The graphics are nice enough to lull you into a false sense of security, but then you play for long enough and realize that the controls only work when they decide to. If they're going to give Chester Cheetah glass bones and paper skin, the least they can do is make his controls more responsive than "when I feel like it", but no, this is a luck based game and I had to use save states for a cheetos ad. I debased myself by playing this. Don't make the same mistake I did.

Ah yes, the "throw as many concepts to the wall and see what sticks" game in the PS2 trilogy. Thankfully, most of the revamps to the gameplay were general improvements that changed the feel of the series forever, but there's also a lot of unnecessary chafe in there mixed in with the new leveling systems. I'm so glad they never brought back Nanotech Boosts, the wonky glider segments that instantly kill you if a stray fart travels in your direction, or the mandatory racing segments after this installment.
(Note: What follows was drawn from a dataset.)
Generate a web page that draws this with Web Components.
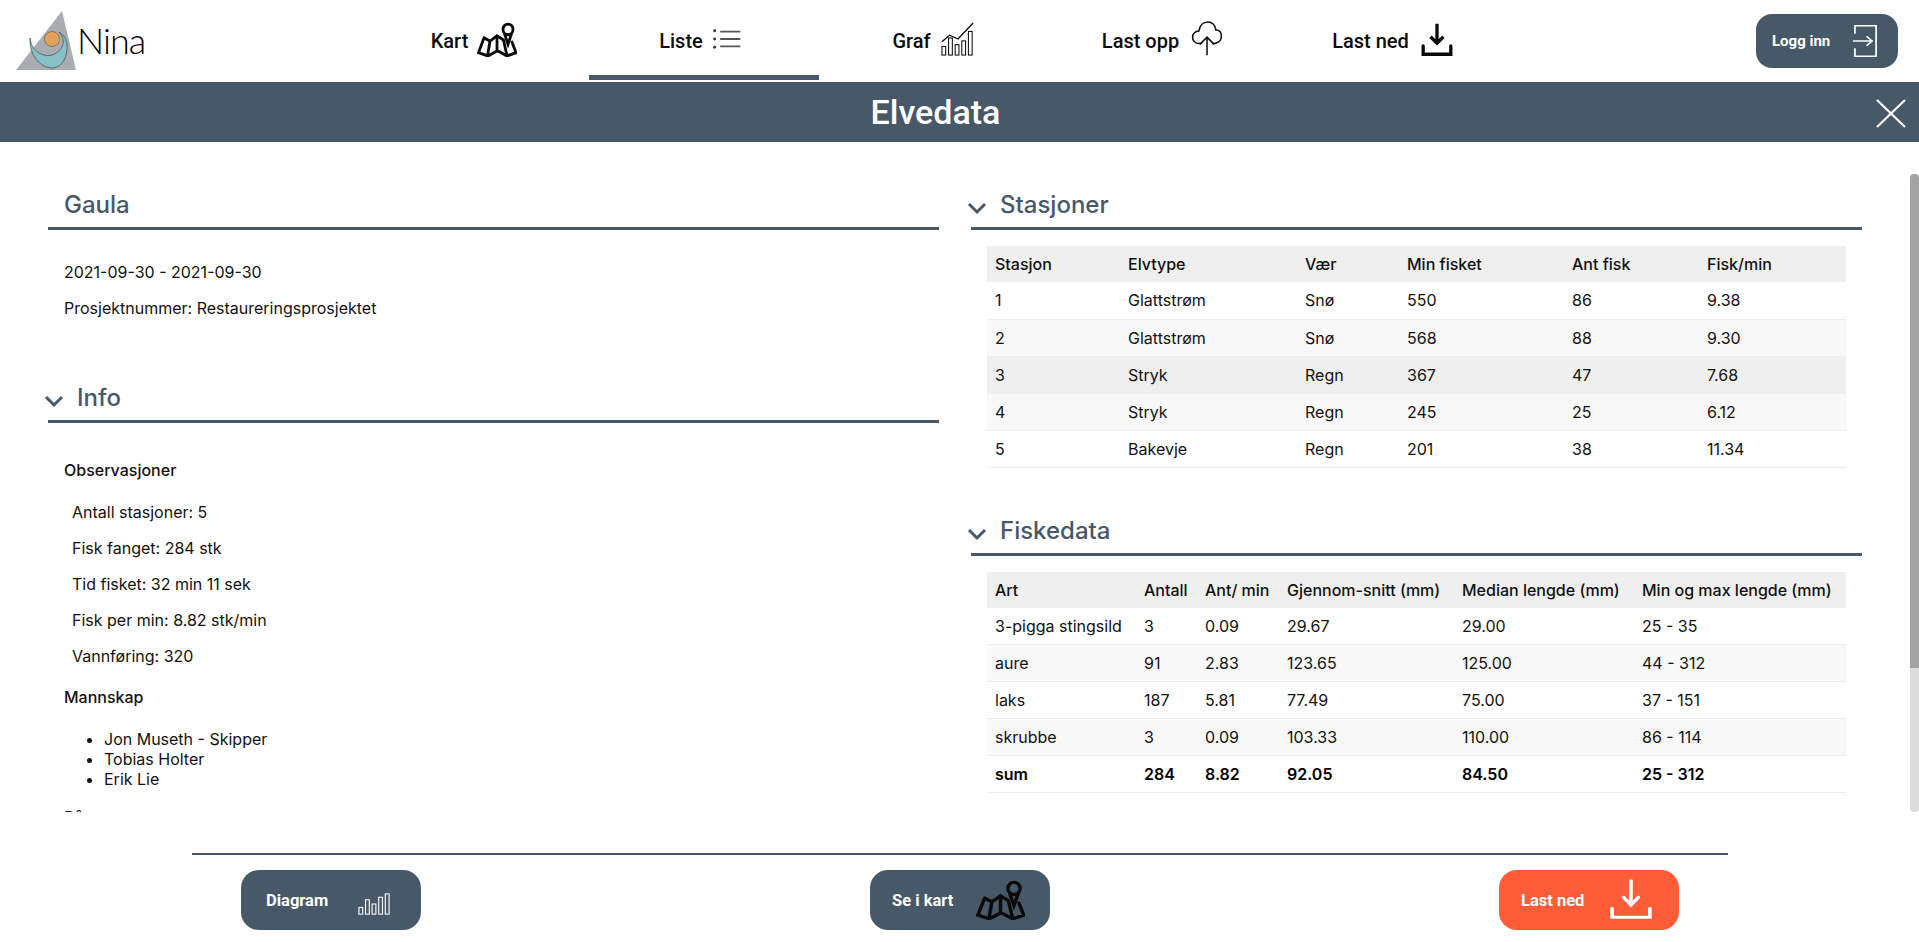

Still a mighty fine PS2 game, all things considered - I'm still grading this a very solid 8/10 - but replaying this pretty recently has soured me on the whole "best game in the series" talk this game often gets.

For instance, I love the moment about halfway through the game when you can feel the crunch and the deadlines constrict around this game and the difficulty scaling, level design, and the bosses just get way shittier. Snivelak in particular feels unfinished. Grelbin wasn't so much "designed" as it was "puked out at the last minute". The last boss can literally be sniped to death from a distance if you position yourself near a vendor and don't get close enough to trigger his health bar.

Even the story is affected by this crunch because it sure makes a hard swerve from "Megacorp and unchecked capitalism is evil!" to "Something weird is going on at Megacorp, we gotta investigate the CEO!" about halfway through the game, with the story ending with Ratchet and Angela the Cool Freedom Fighter happily saving Mr. Fizzwidget, the guy that reduced several planets to near-lifeless wastelands in the pursuit of profit.

What about Tabora, Ratchet. What about Tabora.